Under the so-called "Rule of Four," at least four justices must vote to hear the case for it to move on to the docket. The most junior justice takes handwritten notes that will go on to produce the public announcement of the court's order on the petition.

"Whether or not to vote to grant certiorari strikes me as a rather subjective decision, made up in part of intuition and in part of legal judgment," Chief Justice William Rehnquist writes in his book, The Supreme Court. "One factor that plays a large part with every member of the Court is whether the case sought to be reviewed has been decided differently from a very similar case coming from another lower court: If it has, its chances for being reviewed are much greater than if it hasn't."

Justices who disagree with a majority decision to reject a case can issue a statement expressing their viewpoint, called a "Term Opinion Relating to Orders."

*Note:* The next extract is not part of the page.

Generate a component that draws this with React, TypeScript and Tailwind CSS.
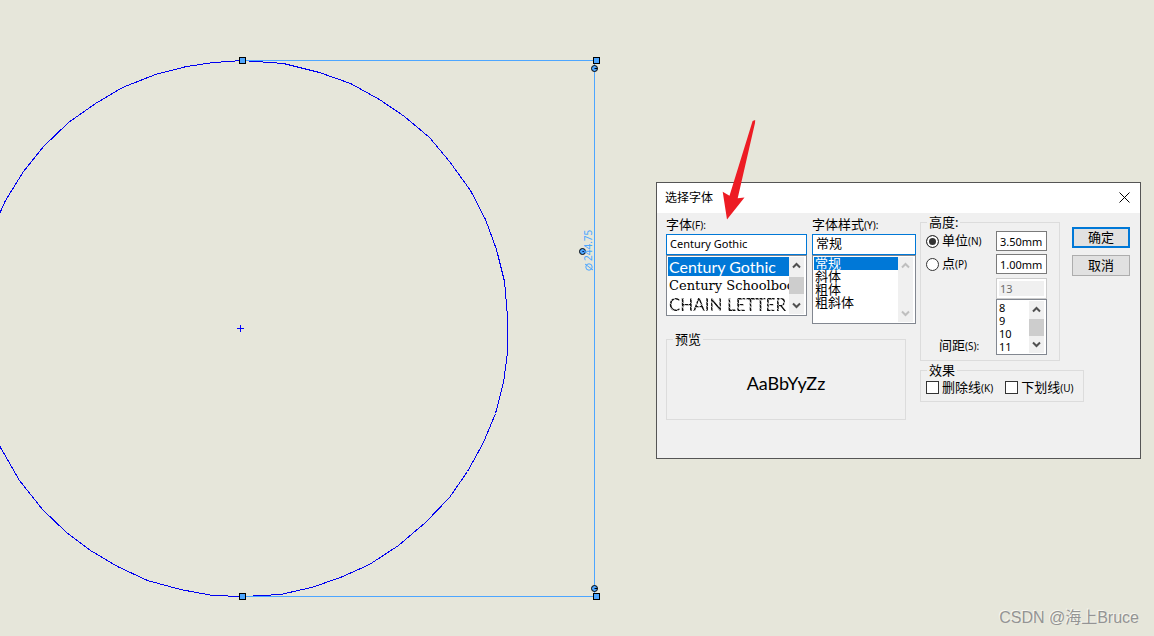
import React from 'react';

const outline =
  '242,60 283,63 319,72 350,83 379,99 404,116 429,137 449,161 470,190 485,219 496,249 504,281 507,316 507,352 503,382 495,413 483,442 467,471 449,497 425,522 398,545 369,564 340,577 311,587 280,594 243,596 212,595 180,589 147,580 117,566 90,550 66,532 42,509 19,480 0,447 -14,416 -23,380 -27,328 -24,285 -14,242 5,200 23,171 43,146 68,122 95,103 122,87 155,74 186,66 213,62 242,60';

const handles = [
  [239, 57],
  [593, 57],
  [239, 593],
  [593, 593],
];

const grips = [
  [594, 68],
  [582, 251],
  [594, 588],
];

interface ListItem {
  name: string;
  style?: string;
}

const fonts: ListItem[] = [
  { name: 'Century Gothic', style: "font-['Century_Gothic',Lato,sans-serif] text-[16px]" },
  { name: 'Century Schoolbook', style: "font-['Century_Schoolbook','DejaVu_Serif',serif] text-[13px]" },
  {
    name: 'CHAIN LETTER',
    style:
      "font-['Chain_Letter',Lato,sans-serif] text-[17px] bg-[repeating-linear-gradient(45deg,#111_0px,#111_2px,#999_2px,#999_3px)] bg-clip-text text-transparent",
  },
];
const styles: ListItem[] = [{ name: '常规' }, { name: '斜体' }, { name: '粗体' }, { name: '粗斜体' }];
const points: ListItem[] = [{ name: '8' }, { name: '9' }, { name: '10' }, { name: '11' }];

const Sketch: React.FC = () => (
  <svg className="absolute inset-0 h-full w-full" aria-hidden="true">
    <g fill="none" shapeRendering="crispEdges">
      <g transform="translate(0.5 0.5)">
        <polyline points={outline} stroke="#0000f0" />
        <path d="M242 60H594M594 60V596M242 596H594" stroke="#4da6ff" />
      </g>
      <path d="M237 328h7v1h-7zM240 325h1v7h-1z" fill="#0000ff" />
      {handles.map(([x, y]) => (
        <g key={`${x}-${y}`}>
          <rect x={x} y={y} width="7" height="7" fill="#000" />
          <rect x={x + 1} y={y + 1} width="5" height="5" fill="#4da6ff" />
        </g>
      ))}
    </g>
    {grips.map(([x, y]) => (
      <g key={`${x}-${y}`} transform={`translate(${x + 0.5} ${y + 0.5})`}>
        <circle r="3" fill="#4da6ff" stroke="#000" />
        <path d="M0 0h3" stroke="#000" />
      </g>
    ))}
    <g transform="translate(592 271) rotate(-90)">
      <circle cx="4" cy="-3" r="3.2" fill="none" stroke="#4da6ff" />
      <path d="M1 1L7 -7" stroke="#4da6ff" />
      <text x="10" y="0" fontSize="10" fill="#4da6ff" className="font-['Noto_Sans',sans-serif]">
        244.75
      </text>
    </g>
  </svg>
);

const ScrollBar: React.FC<{ disabled?: boolean; thumb?: boolean }> = ({ disabled, thumb }) => {
  const color = disabled ? 'text-[#bfbfbf]' : 'text-[#505050]';
  return (
    <div className={`flex w-[15px] shrink-0 flex-col justify-between bg-[#f0f0f0] ${color}`}>
      <button type="button" aria-label="Scroll up" disabled={disabled} className="flex h-[17px] items-center justify-center">
        <svg width="9" height="7" viewBox="0 0 9 7" fill="none" stroke="currentColor" strokeWidth="2">
          <path d="M1 5.5L4.5 2L8 5.5" />
        </svg>
      </button>
      {thumb && <div className="h-[17px] bg-[#cdcdcd]" />}
      <button type="button" aria-label="Scroll down" disabled={disabled} className="flex h-[17px] items-center justify-center">
        <svg width="9" height="7" viewBox="0 0 9 7" fill="none" stroke="currentColor" strokeWidth="2">
          <path d="M1 1.5L4.5 5L8 1.5" />
        </svg>
      </button>
    </div>
  );
};

interface ListBoxProps {
  label: string;
  items: ListItem[];
  value?: string;
  onSelect: (name: string) => void;
  height: string;
  row: string;
  disabled?: boolean;
}

const ListBox: React.FC<ListBoxProps> = ({ label, items, value, onSelect, height, row, disabled }) => (
  <div className={`flex border border-[#828790] bg-white py-px pl-px pr-0.5 ${height}`}>
    <ul role="listbox" aria-label={label} className="min-w-0 flex-1 overflow-x-clip">
      {items.map(item => (
        <li
          key={item.name}
          role="option"
          aria-selected={item.name === value}
          onClick={() => onSelect(item.name)}
          className={`whitespace-nowrap ${row} ${item.name === value ? 'bg-[#0078d7] text-white' : ''}`}
        >
          <span className={`block ${item.style ?? ''}`}>{item.name}</span>
        </li>
      ))}
    </ul>
    <ScrollBar disabled={disabled} thumb={!disabled} />
  </div>
);

const Key: React.FC<{ children: React.ReactNode }> = ({ children }) => <span className="text-[10px]">{children}</span>;

const sizeInput = 'h-5 w-full border border-[#7a7a7a] bg-white pl-[3px] text-[11px] outline-none';
const radio =
  'h-[13px] w-[13px] appearance-none rounded-full border border-[#333] bg-white checked:bg-[#333] checked:shadow-[inset_0_0_0_2px_#fff]';
const tick = 'h-[13px] w-[13px] shrink-0 appearance-none border border-[#333] bg-white checked:bg-[#333]';

const FontDialog: React.FC = () => {
  const [font, setFont] = React.useState('Century Gothic');
  const [style, setStyle] = React.useState('常规');
  const [unit, setUnit] = React.useState('unit');
  const [point, setPoint] = React.useState<string>();

  return (
    <div
      role="dialog"
      aria-labelledby="dialog-title"
      className="absolute left-[656px] top-[182px] w-[485px] border border-[#555] bg-[#f0f0f0] font-['Noto_Sans','Noto_Sans_CJK_SC',sans-serif] text-[13px] text-black"
    >
      <div className="flex h-[30px] items-center justify-between bg-white pl-2 pr-2.5">
        <h1 id="dialog-title" className="text-[12px]">选择字体</h1>
        <button type="button" aria-label="Close" className="pb-0.5">
          <svg width="11" height="11" viewBox="0 0 11 11" stroke="#000" fill="none">
            <path d="M0.5 0.5L10.5 10.5M10.5 0.5L0.5 10.5" />
          </svg>
        </button>
      </div>

      <div className="flex gap-1 pb-[38px] pl-[9px] pt-[3px]">
        <div className="w-[250px] shrink-0">
          <div className="flex gap-[5px]">
            <div className="w-[141px]">
              <label htmlFor="font" className="block h-[18px] leading-4">字体<Key>(F):</Key></label>
              <input
                id="font"
                value={font}
                onChange={e => setFont(e.target.value)}
                className="block h-[21px] w-full border border-[#0078d7] bg-white px-[3px] pb-0.5 text-[11px] outline-none"
              />
              <ListBox label="字体" items={fonts} value={font} onSelect={setFont} height="h-[61px]" row="h-[19px] pl-px leading-[19px]" />
            </div>

            <div className="w-[104px]">
              <label htmlFor="style" className="block h-[18px] leading-4">字体样式<Key>(Y):</Key></label>
              <input
                id="style"
                value={style}
                onChange={e => setStyle(e.target.value)}
                className="block h-[21px] w-full border border-[#0078d7] bg-white px-[3px] pb-1 outline-none"
              />
              <ListBox label="字体样式" items={styles} value={style} onSelect={setStyle} height="h-[69px]" row="h-[13px] pl-px leading-[13px]" disabled />
            </div>
          </div>

          <fieldset className="mt-[9px] h-[87px] w-[240px] border border-[#dcdcdc]">
            <legend className="ml-1.5 px-0.5 leading-[13px]">预览</legend>
            <p className="flex h-[74px] items-center justify-center font-['Century_Gothic',Lato,sans-serif] text-[18px]">AaBbYyZz</p>
          </fieldset>
        </div>

        <div>
          <div className="flex gap-3">
            <fieldset className="h-[145px] w-[140px] border border-[#dcdcdc] pl-[5px] pr-3">
              <legend className="ml-px px-0.5 leading-[13px]">高度:</legend>
              <div className="flex justify-between pt-0.5">
                <div className="flex h-[124px] flex-col">
                  <label className="flex h-5 items-center gap-[3px]">
                    <input type="radio" name="unit" checked={unit === 'unit'} onChange={() => setUnit('unit')} className={radio} />
                    <span>单位<Key>(N)</Key></span>
                  </label>
                  <label className="mt-[3px] flex h-5 items-center gap-[3px]">
                    <input type="radio" name="unit" checked={unit === 'point'} onChange={() => setUnit('point')} className={radio} />
                    <span>点<Key>(P)</Key></span>
                  </label>
                  <label htmlFor="spacing" className="mt-auto pl-[13px] leading-[18px]">间距<Key>(S):</Key></label>
                </div>
                <div className="flex w-[51px] flex-col">
                  <input aria-label="单位" defaultValue="3.50mm" className={sizeInput} />
                  <input id="spacing" defaultValue="1.00mm" className={`mt-[3px] ${sizeInput}`} />
                  <input
                    aria-label="点"
                    disabled
                    defaultValue="13"
                    className="mt-1 h-[21px] w-full border border-[#ccc] bg-[#f0f0f0] pl-[3px] text-[11px] text-[#6d6d6d] shadow-[inset_0_0_0_2px_#fff]"
                  />
                  <ListBox label="点数" items={points} value={point} onSelect={setPoint} height="h-14" row="h-[13px] pl-px text-[11px] leading-[13px]" />
                </div>
              </div>
            </fieldset>

            <div className="flex flex-col gap-[7px] pt-[11px]">
              <button type="button" className="h-[21px] w-[58px] border-2 border-[#0078d7] bg-[#e1e1e1] leading-[17px]">确定</button>
              <button type="button" className="h-[21px] w-[58px] border border-[#adadad] bg-[#e1e1e1] leading-[17px]">取消</button>
            </div>
          </div>

          <fieldset className="mt-[3px] h-[38px] w-[164px] border border-[#dcdcdc] pl-[5px]">
            <legend className="ml-px px-0.5 leading-[13px]">效果</legend>
            <div className="flex gap-3 whitespace-nowrap leading-[20px]">
              <label className="flex items-center gap-[3px]">
                <input type="checkbox" className={tick} />
                <span>删除线<Key>(K)</Key></span>
              </label>
              <label className="flex items-center gap-[3px]">
                <input type="checkbox" className={tick} />
                <span>下划线<Key>(U)</Key></span>
              </label>
            </div>
          </fieldset>
        </div>
      </div>
    </div>
  );
};

export default function App() {
  return (
    <main className="relative min-h-screen overflow-hidden bg-[#e6e6da]">
      <Sketch />
      <FontDialog />
      {/* callout arrow over the font field */}
      <svg className="pointer-events-none absolute left-[720px] top-[118px]" width="36" height="104" viewBox="720 118 36 104" aria-hidden="true">
        <path d="M727 219.5L722.7 191.7L729.5 195.7L752.6 121L755.2 120L755 123L737.7 198.3L744.5 197.5Z" fill="#ed1c24" />
      </svg>
      <p className="absolute bottom-1.5 right-[15px] font-['Liberation_Sans','Noto_Sans_CJK_SC',sans-serif] text-[16px] leading-6 text-[#949494] [text-shadow:-1px_-1px_0_#f6f6f0]">
        CSDN @海上Bruce
      </p>
    </main>
  );
}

Of the more than 7,000 petitions it receives, the court generally accepts about 150 cases for full review. Some three-quarters of the decisions on those cases are issued as fully published opinions.

"Most high courts in other nations do not have discretion, such as we enjoy, in selecting the cases that the high court reviews. Our court is virtually alone in the amount of discretion it has," Justice Sandra Day O'Connor said in an interview with three Cardozo University law professors in 2000.

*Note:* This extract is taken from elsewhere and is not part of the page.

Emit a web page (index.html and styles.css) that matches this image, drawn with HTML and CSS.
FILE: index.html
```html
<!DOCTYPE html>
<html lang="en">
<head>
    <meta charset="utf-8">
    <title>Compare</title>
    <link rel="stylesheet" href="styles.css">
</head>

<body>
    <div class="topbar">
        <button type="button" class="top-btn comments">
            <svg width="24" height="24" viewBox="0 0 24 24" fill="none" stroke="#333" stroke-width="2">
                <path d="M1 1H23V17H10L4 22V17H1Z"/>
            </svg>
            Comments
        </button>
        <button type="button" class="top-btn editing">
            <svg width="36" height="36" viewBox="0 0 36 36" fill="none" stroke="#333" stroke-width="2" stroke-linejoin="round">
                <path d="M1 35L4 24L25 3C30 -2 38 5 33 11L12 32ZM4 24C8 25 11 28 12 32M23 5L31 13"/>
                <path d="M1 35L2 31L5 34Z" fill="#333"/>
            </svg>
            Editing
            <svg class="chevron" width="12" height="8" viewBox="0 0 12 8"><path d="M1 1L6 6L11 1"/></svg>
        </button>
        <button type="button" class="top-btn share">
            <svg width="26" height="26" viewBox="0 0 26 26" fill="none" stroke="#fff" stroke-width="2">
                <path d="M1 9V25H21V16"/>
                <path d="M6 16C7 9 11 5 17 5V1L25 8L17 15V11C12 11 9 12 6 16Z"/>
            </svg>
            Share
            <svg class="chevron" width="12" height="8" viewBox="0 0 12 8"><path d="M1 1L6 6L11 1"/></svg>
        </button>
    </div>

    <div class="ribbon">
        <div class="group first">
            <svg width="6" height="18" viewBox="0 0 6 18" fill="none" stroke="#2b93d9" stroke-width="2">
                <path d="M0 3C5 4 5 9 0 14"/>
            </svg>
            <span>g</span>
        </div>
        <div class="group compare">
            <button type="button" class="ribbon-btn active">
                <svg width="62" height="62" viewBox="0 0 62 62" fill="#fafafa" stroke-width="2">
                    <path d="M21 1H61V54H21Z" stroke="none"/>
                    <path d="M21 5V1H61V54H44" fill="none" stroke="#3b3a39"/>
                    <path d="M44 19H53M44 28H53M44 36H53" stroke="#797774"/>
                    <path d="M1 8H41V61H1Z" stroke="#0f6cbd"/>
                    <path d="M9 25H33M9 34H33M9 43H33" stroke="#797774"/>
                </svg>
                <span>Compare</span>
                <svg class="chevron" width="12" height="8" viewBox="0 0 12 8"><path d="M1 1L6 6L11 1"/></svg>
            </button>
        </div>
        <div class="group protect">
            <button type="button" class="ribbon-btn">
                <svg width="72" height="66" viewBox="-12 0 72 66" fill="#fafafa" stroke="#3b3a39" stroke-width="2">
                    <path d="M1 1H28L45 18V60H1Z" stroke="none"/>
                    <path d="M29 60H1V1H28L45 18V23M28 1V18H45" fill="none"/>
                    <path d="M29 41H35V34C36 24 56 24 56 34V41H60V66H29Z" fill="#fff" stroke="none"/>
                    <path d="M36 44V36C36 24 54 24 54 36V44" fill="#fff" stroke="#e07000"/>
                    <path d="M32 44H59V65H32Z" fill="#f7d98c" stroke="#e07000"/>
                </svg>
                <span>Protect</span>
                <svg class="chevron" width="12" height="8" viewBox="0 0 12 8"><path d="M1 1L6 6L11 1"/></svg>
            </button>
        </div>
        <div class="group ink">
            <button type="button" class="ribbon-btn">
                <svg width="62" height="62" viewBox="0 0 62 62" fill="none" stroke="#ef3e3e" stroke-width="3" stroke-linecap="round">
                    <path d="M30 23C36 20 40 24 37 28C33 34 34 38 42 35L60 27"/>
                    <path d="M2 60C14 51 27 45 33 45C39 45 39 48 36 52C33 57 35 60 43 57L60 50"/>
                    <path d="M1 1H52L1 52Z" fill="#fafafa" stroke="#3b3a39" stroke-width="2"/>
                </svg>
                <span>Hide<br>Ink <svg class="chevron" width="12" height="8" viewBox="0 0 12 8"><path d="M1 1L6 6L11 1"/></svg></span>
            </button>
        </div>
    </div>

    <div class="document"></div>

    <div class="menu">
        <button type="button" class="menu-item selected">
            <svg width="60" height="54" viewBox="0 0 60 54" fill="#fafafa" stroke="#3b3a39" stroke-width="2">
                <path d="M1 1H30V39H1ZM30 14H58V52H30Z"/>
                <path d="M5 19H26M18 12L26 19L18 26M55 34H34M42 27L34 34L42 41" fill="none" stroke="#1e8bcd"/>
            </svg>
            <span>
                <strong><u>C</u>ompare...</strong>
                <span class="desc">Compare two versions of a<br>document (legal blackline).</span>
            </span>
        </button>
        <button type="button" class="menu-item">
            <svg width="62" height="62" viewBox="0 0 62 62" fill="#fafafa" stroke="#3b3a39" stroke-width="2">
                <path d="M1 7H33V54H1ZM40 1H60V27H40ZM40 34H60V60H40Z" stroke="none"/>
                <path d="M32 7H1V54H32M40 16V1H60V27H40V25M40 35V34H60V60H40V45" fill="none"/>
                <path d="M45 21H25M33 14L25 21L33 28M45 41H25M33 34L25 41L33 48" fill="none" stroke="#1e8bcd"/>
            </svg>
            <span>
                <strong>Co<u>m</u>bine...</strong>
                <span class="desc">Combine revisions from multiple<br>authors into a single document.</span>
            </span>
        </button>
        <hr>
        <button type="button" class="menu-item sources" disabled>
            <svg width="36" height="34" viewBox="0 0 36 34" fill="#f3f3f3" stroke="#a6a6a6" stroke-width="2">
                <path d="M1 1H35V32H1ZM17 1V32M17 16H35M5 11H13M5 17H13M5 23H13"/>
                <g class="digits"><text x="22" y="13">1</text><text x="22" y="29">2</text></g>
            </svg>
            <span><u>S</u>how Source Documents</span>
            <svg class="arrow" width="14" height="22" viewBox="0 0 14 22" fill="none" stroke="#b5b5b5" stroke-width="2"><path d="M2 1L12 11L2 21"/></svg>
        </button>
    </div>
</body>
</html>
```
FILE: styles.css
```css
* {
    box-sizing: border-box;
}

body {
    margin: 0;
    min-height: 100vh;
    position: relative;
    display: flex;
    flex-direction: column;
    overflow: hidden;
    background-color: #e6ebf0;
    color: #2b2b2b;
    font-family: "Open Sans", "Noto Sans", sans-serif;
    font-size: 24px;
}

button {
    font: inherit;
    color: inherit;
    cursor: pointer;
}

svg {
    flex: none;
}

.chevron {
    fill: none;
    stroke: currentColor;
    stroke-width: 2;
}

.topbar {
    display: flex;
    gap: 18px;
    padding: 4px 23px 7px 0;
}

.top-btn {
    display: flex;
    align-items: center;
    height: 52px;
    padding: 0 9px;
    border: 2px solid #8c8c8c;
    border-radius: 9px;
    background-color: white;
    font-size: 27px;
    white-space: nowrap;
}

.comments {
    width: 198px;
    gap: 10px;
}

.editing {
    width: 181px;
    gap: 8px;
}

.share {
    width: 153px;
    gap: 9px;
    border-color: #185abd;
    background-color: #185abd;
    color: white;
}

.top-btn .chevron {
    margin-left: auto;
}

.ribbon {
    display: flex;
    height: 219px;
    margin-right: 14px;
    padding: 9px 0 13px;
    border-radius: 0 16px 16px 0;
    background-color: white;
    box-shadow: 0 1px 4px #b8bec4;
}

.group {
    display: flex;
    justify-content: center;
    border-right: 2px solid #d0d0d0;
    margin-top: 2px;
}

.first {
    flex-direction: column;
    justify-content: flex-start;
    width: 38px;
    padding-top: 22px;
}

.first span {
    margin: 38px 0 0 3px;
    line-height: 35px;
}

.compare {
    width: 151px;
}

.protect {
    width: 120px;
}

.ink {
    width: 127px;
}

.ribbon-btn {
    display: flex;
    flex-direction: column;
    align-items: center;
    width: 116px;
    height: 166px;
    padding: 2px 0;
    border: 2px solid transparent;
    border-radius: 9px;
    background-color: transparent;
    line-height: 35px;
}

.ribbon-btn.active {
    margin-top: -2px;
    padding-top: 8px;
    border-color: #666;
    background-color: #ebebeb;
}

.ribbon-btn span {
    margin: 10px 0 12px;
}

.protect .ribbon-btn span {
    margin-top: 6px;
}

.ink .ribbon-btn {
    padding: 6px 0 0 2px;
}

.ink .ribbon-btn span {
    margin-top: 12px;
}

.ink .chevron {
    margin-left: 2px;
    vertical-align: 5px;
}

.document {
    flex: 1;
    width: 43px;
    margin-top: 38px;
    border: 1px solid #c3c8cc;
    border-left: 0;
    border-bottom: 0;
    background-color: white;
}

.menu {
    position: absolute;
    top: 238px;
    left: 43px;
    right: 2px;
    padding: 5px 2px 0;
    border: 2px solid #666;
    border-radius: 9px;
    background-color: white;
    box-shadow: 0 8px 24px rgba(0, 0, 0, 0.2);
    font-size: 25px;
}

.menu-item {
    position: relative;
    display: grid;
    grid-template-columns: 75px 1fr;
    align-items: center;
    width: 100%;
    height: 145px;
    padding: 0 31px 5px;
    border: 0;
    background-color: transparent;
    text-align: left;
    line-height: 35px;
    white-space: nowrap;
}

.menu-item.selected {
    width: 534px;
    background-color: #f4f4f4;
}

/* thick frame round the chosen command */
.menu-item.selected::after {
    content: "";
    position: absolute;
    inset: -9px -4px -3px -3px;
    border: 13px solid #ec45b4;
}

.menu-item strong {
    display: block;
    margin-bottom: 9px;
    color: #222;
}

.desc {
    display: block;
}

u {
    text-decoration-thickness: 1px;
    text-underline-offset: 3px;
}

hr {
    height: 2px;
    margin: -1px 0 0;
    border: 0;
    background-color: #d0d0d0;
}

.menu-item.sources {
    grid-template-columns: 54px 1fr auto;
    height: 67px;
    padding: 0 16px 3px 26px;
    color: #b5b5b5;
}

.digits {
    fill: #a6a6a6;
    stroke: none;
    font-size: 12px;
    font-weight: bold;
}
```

"We are constantly grateful that Congress has seen fit to give the court that amount of discretion. We would drown in cases otherwise -- cases that neither warrant nor merit the attention of the nine-member court," O'Connor added.

Cases that are accepted for full court deliberation are next scheduled for oral arguments. Lawyers for each side of the case are given a strict 30-minute time limit during which to address the justices. Generally, the attorneys can expect direct and constant questions throughout their appearance before the high court. For most attorneys, addressing the Supreme Court is considered a major career distinction.

For the most part, oral arguments are considered a crucial stage of the process. In the book "The Supreme Court at Work" by Joan Biskupic and Elder Witt, the late Justice William Brennan is quoted as saying, "Oral argument is the absolute indispensable ingredient of appellate advocacy. ... Often my whole notion of what a case is about crystallizes at oral argument. This happens even though I read the briefs before oral argument."